NEW YORK (DTN) -- New York Mercantile Exchange September oil futures turned lower Friday morning, falling alongside equities on Wall Street as the dollar rallied after the Bureau of Labor Statistics released a slightly bullish payroll report.
BLS said this morning that 215,000 nonfarm jobs were created in July, falling short of a consensus estimate for a 225,000 expansion, while the nationwide unemployment rate remained steady at 5.3%, the lowest in seven years.
Although slightly below expectations, the report also made revisions to new job totals for May and June, increasing the total of new jobs for those two months by 14,000. Job gains have averaged 235,000 per month over the past three months and 211,000 per month for the year through the end of July, with the latest report also showing job growth in the manufacturing sector.
The report suggests the labor market continues to improve, setting the stage for the Federal Reserve to raise interest rates later this year for the first time in nine years.
At 8 a.m.
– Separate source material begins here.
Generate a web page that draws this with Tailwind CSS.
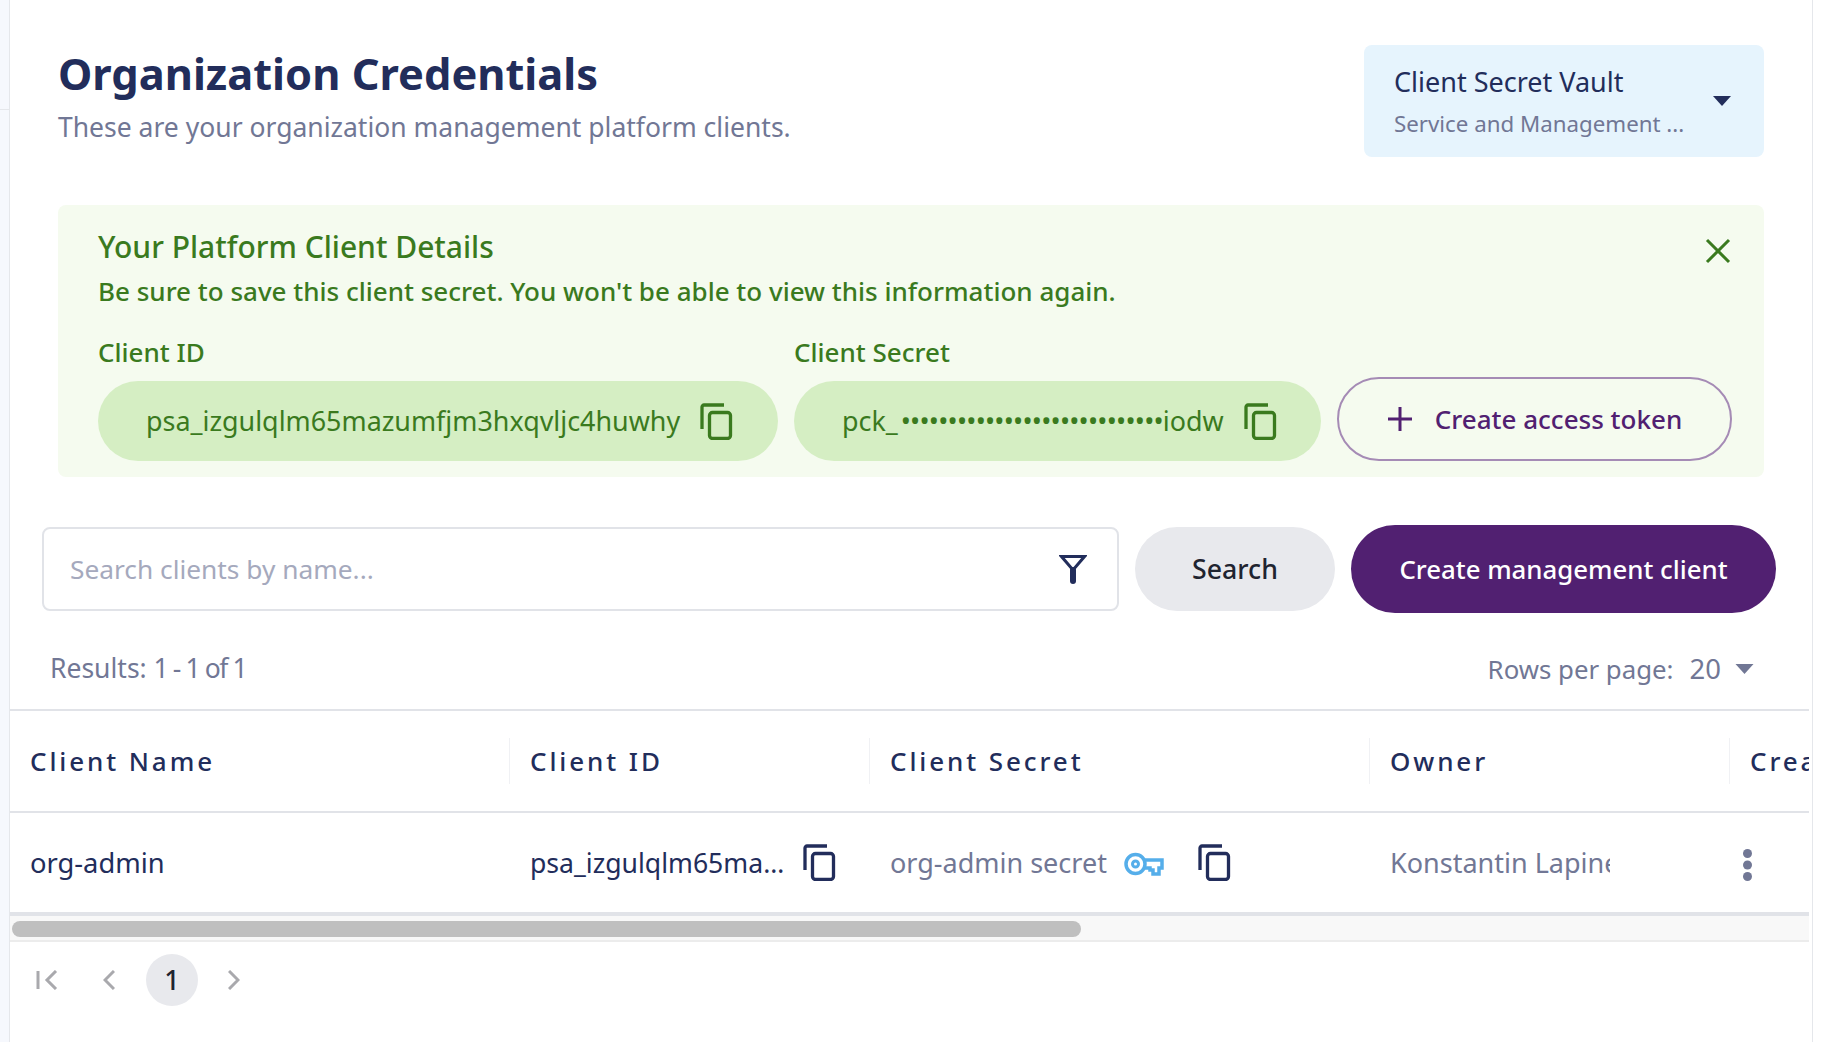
<!DOCTYPE html>
<html lang="en">
<head>
<meta charset="utf-8">
<title>Organization Credentials</title>
<script src="https://cdn.jsdelivr.net/npm/@tailwindcss/browser@4"></script>
</head>
<body class="m-0 bg-white">
<svg width="0" height="0" class="absolute">
  <defs>
    <g id="copy" fill="none" stroke="currentColor" stroke-width="3.300">
      <path d="M24 2H4a2 2 0 0 0-2 2v22"/>
      <rect x="9.500" y="9.500" width="21" height="26" rx="3"/>
    </g>
  </defs>
</svg>
<div class="flex w-[1822px] h-[1042px] overflow-hidden font-['Noto_Sans',sans-serif]">
  <aside class="w-[10px] shrink-0 bg-[#f6f8fd] border-r border-[#e5e7eb]">
    <div class="h-[110px] border-b border-[#e5e7eb]"></div>
  </aside>
  <main class="flex-1 min-w-0 flex flex-col">
    <div class="flex flex-col pl-[48px] pr-[48px] pt-[45px]">
      <header class="flex justify-between items-start h-[112px]">
        <div class="pt-[5px]">
          <h1 class="text-[43.400px] leading-[48px] font-bold text-[#222d5b]">Organization Credentials</h1>
          <p class="text-[26.500px] leading-[34px] mt-[12px] text-[#717795]">These are your organization management platform clients.</p>
        </div>
        <div class="w-[400px] h-[112px] rounded-lg bg-[#e6f4fd] pl-[30px] pr-[33px] flex items-center justify-between">
          <div class="pt-[2px]">
            <div class="text-[27px] leading-[34px] text-[#222d5b]">Client Secret Vault</div>
            <div class="text-[22.300px] leading-[30px] mt-[10px] text-[#717795]">Service and Management ...</div>
          </div>
          <svg width="18" height="10" viewBox="0 0 18 10" class="text-[#222d5b]"><path d="M0 0h18L9 10z" fill="currentColor"/></svg>
        </div>
      </header>
      <section class="relative mt-[48px] h-[272px] rounded-lg bg-[#f5fbef] pl-[40px] pr-[32px] pt-[23px] text-[#3a7a1e]">
        <h2 class="text-[30px] leading-[38px] font-medium">Your Platform Client Details</h2>
        <p class="text-[26px] leading-[34px] mt-[8px] font-medium">Be sure to save this client secret. You won't be able to view this information again.</p>
        <button class="absolute right-[33px] top-[33px] w-[26px] h-[26px]" aria-label="Close">
          <svg width="26" height="26" viewBox="0 0 26 26" fill="none" stroke="currentColor" stroke-width="3"><path d="M2 2l22 22M24 2L2 24"/></svg>
        </button>
        <div class="flex mt-[29px] items-end">
          <div class="w-[680px]">
            <div class="text-[26px] leading-[30px] font-medium">Client ID</div>
            <div class="mt-[14px] h-[80px] rounded-full bg-[#d5eec3] pl-[48px] flex items-center gap-[20px] text-[26.900px]">
              <span>psa_izgulqlm65mazumfjm3hxqvljc4huwhy</span>
              <svg width="33" height="37" viewBox="0 0 33 37"><use href="#copy"/></svg>
            </div>
          </div>
          <div class="w-[527px] ml-[16px]">
            <div class="text-[26px] leading-[30px] font-medium">Client Secret</div>
            <div class="mt-[14px] h-[80px] rounded-full bg-[#d5eec3] pl-[48px] flex items-center gap-[20px] text-[26.900px]">
              <span>pck_<span class="tracking-[-0.750px] ml-[3px]">••••••••••••••••••••••••••••</span>iodw</span>
              <svg width="33" height="37" viewBox="0 0 33 37"><use href="#copy"/></svg>
            </div>
          </div>
          <button class="ml-[16px] w-[395px] h-[84px] rounded-full border-2 border-[#a58bb5] flex items-center justify-center gap-[22px] text-[26px] font-medium text-[#512071]">
            <svg width="26" height="26" viewBox="0 0 26 26" fill="none" stroke="currentColor" stroke-width="3"><path d="M13 1v24M1 13h24"/></svg>
            Create access token
          </button>
        </div>
      </section>
    </div>
    <div class="flex items-center pl-[32px] pr-[36px] mt-[48px] h-[88px]">
      <div class="w-[1077px] h-[84px] rounded-lg border-2 border-[#e1e3e8] flex items-center justify-between pl-[26px] pr-[30px] text-[26.300px] text-[#a5a9bd]">
        <span class="pt-[2px]">Search clients by name...</span>
        <svg width="28" height="30" viewBox="0 0 28 30" fill="none" stroke="#222d5b"><path d="M2.500 2.500h23L14 16z" stroke-width="3" stroke-linejoin="miter"/><path d="M14 16v11" stroke-width="6" stroke-linecap="round"/></svg>
      </div>
      <button class="ml-[16px] w-[200px] h-[84px] rounded-full bg-[#e8e9ed] text-[26.700px] font-medium text-[#1f2430]">Search</button>
      <button class="ml-[16px] w-[425px] h-[88px] rounded-full bg-[#512071] text-[25.800px] font-medium text-white">Create management client</button>
    </div>
    <div class="flex justify-between items-center h-[96px] pt-[15px] pl-[40px] pr-[58px] text-[26.500px] text-[#717795]">
      <span>Results: <span class="tracking-[-1.400px]">1 - 1 of 1</span></span>
      <div class="flex items-center">
        <div class="flex items-baseline">
          <span class="text-[25.800px]">Rows per page:</span>
          <span class="ml-[16px] text-[27.500px]">20</span>
        </div>
        <svg width="19" height="10" viewBox="0 0 18 10" class="ml-[14px]"><path d="M0 0h18L9 10z" fill="currentColor"/></svg>
      </div>
    </div>
    <div class="mr-[3px] overflow-hidden border-t-2 border-[#e1e3e8]">
      <div class="flex h-[102px] items-center border-b-2 border-[#e1e3e8] w-[2400px] text-[26px] font-medium tracking-[2.900px] text-[#222d5b]">
        <div class="w-[500px] h-[46px] pl-[20px] flex items-center border-r border-[#f0f1f4]">Client Name</div>
        <div class="w-[360px] h-[46px] pl-[20px] flex items-center border-r border-[#f0f1f4]">Client ID</div>
        <div class="w-[500px] h-[46px] pl-[20px] flex items-center border-r border-[#f0f1f4]">Client Secret</div>
        <div class="w-[360px] h-[46px] pl-[20px] flex items-center border-r border-[#f0f1f4]">Owner</div>
        <div class="pl-[20px]">Created</div>
      </div>
      <div class="flex h-[103px] items-center w-[1799px] text-[27px] border-b-4 border-[#e1e3e8]">
        <div class="w-[500px] pl-[20px] pt-[2px] text-[#222d5b] text-[27.300px]">org-admin</div>
        <div class="w-[360px] pl-[20px] flex items-center text-[#222d5b]">
          <span class="w-[256px] pt-[2px] truncate text-[26.600px]">psa_izgulqlm65mazumfjm3hxqvljc4huwhy</span>
          <svg width="33" height="37" viewBox="0 0 33 37" class="ml-[17px] shrink-0"><use href="#copy"/></svg>
        </div>
        <div class="w-[500px] pl-[20px] flex items-center text-[#717795]">
          <span class="shrink-0 pt-[2px]">org-admin secret</span>
          <svg width="40" height="24" viewBox="0 0 40 24" fill="none" stroke="#55aeea" stroke-width="3.500" class="ml-[17px] mt-[3px] shrink-0"><circle cx="11.500" cy="12" r="9.500"/><circle cx="11.500" cy="12" r="3" stroke-width="3"/><path d="M21 8h17v8h-3v6h-6v-4h-3v-2h-5"/></svg>
          <svg width="33" height="37" viewBox="0 0 33 37" class="ml-[34px] shrink-0 text-[#222d5b]"><use href="#copy"/></svg>
        </div>
        <div class="w-[360px] pl-[20px] pt-[2px] text-[#717795]"><span class="block w-[220px] overflow-hidden whitespace-nowrap">Konstantin Lapine</span></div>
        <div class="w-[59px] flex justify-start pl-[13px] pt-[4px]">
          <svg width="9" height="32" viewBox="0 0 9 32" fill="#717795"><circle cx="4.500" cy="4.500" r="4.500"/><circle cx="4.500" cy="16" r="4.500"/><circle cx="4.500" cy="27.500" r="4.500"/></svg>
        </div>
      </div>
      <div class="h-[26px] bg-[#f8f8f8] border-b-2 border-[#ececec] pt-[5px] pl-[2px]">
        <div class="w-[1069px] h-[16px] rounded-full bg-[#bfbfbf]"></div>
      </div>
    </div>
    <nav class="flex items-center h-[52px] mt-[12px] pl-[26px] text-[#a9a9ad]">
      <svg width="22" height="20" viewBox="0 0 22 20" fill="none" stroke="currentColor" stroke-width="3"><path d="M2 1v18M20 1l-9 9 9 9"/></svg>
      <svg width="12" height="20" viewBox="0 0 12 20" fill="none" stroke="currentColor" stroke-width="3" class="ml-[45px]"><path d="M11 1l-9 9 9 9"/></svg>
      <span class="ml-[31px] w-[52px] h-[52px] rounded-full bg-[#e8e9ed] flex items-center justify-center text-[27px] font-medium text-[#1f2430]">1</span>
      <svg width="12" height="20" viewBox="0 0 12 20" fill="none" stroke="currentColor" stroke-width="3" class="ml-[30px]"><path d="M1 1l9 9-9 9"/></svg>
    </nav>
  </main>
  <aside class="w-[10px] shrink-0 border-l border-[#e5e7eb] bg-white"></aside>
</div>
</body>
</html>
CDT, NYMEX September crude futures moved 31 cents lower at $44.35 bbl and near a fresh better-than 4-1/2 month spot low of $44.07. ICE September Brent futures moved down 55 cents to $48.97 bbl, edging off a fresh six-month spot low of $48.76.
In products trade, the NYMEX September ULSD futures contract eased 0.67 cents to $1.5432 gallon, near a six-year spot low of $1.5212. The NYMEX September RBOB futures contract fell 3.26 cents to $1.6152 gallon, trading near a fresh better-than five-month spot low of $1.6124.
On Wall Street, stock indices were lower this morning ahead of their open while the dollar reversed higher, rallying to a 3-1/2 month high versus six major foreign currencies after the pivotal July jobs report was issued.
The oil futures complex also came under pressure from lingering concerns over excess supply, but the downside was limited by technical support, analysts said.
“Oil is trading on very important historical support as the market tries to find support at $44 a barrel,” said analyst Phil Flynn at Price Futures Group. “For oil to go much below these price levels and stay there we would have be in a new paradigm because it is a level that oil has been in only 3% of the time in the last 10 years.”
Total commercial crude stocks in the United States are 24.5% higher than a year ago despite a 4.4 million bbl stock draw last week, with production up 52,000 bpd to 9.465 million bpd, Energy Information Administration showed on Wednesday.